** Begin Task data **

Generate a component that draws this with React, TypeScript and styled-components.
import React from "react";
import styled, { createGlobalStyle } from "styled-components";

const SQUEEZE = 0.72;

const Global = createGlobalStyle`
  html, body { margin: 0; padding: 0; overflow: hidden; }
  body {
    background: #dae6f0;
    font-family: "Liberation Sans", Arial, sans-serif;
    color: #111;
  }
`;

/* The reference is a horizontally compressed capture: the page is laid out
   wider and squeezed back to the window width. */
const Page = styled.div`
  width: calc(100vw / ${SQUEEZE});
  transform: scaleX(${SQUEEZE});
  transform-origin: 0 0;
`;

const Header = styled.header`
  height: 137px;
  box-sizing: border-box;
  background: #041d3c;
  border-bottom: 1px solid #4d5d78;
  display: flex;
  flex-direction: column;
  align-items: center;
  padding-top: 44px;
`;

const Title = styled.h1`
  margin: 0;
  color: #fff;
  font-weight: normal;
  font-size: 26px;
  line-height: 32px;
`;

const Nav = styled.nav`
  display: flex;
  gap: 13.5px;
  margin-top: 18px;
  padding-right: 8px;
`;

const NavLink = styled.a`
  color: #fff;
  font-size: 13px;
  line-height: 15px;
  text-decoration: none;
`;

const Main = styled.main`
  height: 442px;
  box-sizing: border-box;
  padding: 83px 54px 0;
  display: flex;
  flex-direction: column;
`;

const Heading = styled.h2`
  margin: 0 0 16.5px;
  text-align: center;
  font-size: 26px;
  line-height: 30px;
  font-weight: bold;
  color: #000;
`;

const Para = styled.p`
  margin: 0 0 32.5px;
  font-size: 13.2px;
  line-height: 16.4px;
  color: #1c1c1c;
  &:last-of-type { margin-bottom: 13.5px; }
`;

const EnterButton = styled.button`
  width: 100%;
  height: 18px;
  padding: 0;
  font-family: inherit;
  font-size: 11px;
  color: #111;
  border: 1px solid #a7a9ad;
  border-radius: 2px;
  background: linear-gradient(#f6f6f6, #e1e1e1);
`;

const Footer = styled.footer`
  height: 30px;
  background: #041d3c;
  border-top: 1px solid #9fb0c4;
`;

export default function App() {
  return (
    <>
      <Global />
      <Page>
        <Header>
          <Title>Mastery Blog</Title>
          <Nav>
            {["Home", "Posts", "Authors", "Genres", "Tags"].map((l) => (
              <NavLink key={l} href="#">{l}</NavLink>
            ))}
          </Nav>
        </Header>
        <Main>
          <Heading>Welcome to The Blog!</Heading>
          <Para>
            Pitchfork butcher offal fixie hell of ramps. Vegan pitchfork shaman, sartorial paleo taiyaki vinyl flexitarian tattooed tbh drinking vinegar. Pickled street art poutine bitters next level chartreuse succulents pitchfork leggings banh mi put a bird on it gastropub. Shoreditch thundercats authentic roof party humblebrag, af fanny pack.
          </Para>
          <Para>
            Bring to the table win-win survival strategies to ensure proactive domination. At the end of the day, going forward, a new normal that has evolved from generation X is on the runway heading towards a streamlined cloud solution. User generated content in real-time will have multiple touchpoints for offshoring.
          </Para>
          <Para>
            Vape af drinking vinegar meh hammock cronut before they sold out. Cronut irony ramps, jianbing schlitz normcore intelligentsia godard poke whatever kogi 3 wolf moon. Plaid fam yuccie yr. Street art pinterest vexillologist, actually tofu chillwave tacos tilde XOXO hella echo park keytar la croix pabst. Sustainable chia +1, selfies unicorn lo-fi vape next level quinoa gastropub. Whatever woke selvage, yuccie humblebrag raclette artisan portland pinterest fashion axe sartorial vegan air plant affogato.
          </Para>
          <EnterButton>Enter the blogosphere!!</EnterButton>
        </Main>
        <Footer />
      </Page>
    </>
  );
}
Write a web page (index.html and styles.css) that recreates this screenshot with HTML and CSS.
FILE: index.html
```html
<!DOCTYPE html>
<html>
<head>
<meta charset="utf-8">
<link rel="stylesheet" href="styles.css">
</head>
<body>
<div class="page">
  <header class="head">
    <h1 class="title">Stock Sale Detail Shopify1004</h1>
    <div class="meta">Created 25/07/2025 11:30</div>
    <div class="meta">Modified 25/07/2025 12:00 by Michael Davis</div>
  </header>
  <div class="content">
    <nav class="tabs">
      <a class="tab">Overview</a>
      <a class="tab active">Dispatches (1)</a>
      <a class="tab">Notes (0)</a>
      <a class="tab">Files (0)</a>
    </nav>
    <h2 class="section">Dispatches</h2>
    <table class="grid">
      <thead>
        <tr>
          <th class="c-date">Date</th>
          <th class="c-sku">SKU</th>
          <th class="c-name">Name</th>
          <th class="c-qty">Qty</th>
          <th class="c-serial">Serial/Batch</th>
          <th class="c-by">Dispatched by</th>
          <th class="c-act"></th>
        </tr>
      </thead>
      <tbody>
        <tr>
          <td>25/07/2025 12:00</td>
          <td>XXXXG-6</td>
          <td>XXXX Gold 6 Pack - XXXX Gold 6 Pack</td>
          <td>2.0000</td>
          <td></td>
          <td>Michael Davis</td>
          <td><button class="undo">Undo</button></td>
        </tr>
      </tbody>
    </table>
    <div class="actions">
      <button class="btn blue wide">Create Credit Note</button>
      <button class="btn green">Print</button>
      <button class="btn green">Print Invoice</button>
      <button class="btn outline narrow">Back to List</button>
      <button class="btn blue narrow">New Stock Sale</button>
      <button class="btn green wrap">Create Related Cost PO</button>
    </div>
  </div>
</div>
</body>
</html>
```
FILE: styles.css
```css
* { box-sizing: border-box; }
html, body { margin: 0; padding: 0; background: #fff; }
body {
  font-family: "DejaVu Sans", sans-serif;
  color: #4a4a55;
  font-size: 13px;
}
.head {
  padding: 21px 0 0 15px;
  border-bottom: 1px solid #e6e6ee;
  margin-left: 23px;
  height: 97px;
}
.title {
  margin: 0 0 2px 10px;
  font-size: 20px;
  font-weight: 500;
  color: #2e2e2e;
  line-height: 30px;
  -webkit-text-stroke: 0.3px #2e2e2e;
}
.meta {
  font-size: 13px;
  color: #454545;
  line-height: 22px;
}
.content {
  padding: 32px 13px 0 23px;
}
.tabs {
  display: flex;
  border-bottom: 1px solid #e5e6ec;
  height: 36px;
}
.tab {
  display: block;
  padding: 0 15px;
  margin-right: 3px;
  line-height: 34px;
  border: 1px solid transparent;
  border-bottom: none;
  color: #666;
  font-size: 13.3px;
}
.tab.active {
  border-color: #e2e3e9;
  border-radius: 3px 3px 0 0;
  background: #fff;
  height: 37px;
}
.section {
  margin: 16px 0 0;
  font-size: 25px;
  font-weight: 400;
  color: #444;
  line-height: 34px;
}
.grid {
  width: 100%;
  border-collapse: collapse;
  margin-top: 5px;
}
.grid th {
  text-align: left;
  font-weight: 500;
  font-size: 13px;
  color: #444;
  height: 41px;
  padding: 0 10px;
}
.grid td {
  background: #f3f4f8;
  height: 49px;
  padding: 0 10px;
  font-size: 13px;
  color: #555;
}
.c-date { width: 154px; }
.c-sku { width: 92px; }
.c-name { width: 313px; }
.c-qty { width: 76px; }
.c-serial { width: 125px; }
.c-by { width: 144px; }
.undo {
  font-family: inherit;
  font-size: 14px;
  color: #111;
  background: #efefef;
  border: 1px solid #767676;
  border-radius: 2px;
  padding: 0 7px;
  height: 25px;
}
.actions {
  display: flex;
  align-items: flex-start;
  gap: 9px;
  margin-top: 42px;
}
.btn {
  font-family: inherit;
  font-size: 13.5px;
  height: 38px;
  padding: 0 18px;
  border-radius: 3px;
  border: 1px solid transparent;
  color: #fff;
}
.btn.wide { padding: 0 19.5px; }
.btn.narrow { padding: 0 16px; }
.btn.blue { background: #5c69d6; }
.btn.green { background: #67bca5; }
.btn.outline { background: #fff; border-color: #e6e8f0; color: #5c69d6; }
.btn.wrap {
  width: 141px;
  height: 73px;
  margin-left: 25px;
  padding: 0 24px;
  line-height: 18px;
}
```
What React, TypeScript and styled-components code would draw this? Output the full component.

** End Task data **

Print exactly the lines from the beginning of the entries through the line with "const SQUEEZE = 0.72;". Output nothing more.

§ **Response to the task**
Generate a component that draws this with React, TypeScript and styled-components.
import React from "react";
import styled, { createGlobalStyle } from "styled-components";

const SQUEEZE = 0.72;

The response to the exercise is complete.